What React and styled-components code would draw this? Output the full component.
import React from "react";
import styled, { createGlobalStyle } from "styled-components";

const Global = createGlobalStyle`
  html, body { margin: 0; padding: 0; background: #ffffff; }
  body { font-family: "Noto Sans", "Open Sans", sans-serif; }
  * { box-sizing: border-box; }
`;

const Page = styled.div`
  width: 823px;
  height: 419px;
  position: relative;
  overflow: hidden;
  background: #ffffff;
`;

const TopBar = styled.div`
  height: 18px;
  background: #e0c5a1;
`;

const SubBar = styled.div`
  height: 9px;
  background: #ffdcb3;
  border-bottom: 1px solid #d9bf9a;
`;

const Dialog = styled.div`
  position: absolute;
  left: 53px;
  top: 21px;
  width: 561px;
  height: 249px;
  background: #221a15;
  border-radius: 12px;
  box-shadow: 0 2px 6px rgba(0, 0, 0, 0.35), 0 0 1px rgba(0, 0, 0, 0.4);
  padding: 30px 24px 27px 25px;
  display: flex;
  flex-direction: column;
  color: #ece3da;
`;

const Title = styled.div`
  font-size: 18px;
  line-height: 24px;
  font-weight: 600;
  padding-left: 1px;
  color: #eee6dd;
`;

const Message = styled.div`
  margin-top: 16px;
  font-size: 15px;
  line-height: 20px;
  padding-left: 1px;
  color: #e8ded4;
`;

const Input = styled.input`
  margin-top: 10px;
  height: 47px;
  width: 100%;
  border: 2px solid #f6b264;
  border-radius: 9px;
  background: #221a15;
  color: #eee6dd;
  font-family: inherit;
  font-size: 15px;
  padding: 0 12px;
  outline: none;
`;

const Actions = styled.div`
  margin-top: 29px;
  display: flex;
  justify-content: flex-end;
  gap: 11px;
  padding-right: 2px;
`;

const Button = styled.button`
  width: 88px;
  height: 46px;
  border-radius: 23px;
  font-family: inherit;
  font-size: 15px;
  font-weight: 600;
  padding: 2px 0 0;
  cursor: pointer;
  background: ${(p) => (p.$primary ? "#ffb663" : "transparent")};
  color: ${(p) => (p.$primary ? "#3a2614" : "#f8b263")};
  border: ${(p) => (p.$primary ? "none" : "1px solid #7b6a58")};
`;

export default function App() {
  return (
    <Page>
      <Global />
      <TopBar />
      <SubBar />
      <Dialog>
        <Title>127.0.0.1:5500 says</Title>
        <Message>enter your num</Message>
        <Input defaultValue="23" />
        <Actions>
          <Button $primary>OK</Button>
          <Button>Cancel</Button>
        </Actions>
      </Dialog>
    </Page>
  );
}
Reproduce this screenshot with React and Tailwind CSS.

- - - - - - -

**Your goal**
Filter the records down to the lines that contain the string "components", and copy those lines.

**Answer in full**
What React and styled-components code would draw this? Output the full component.
import styled, { createGlobalStyle } from "styled-components";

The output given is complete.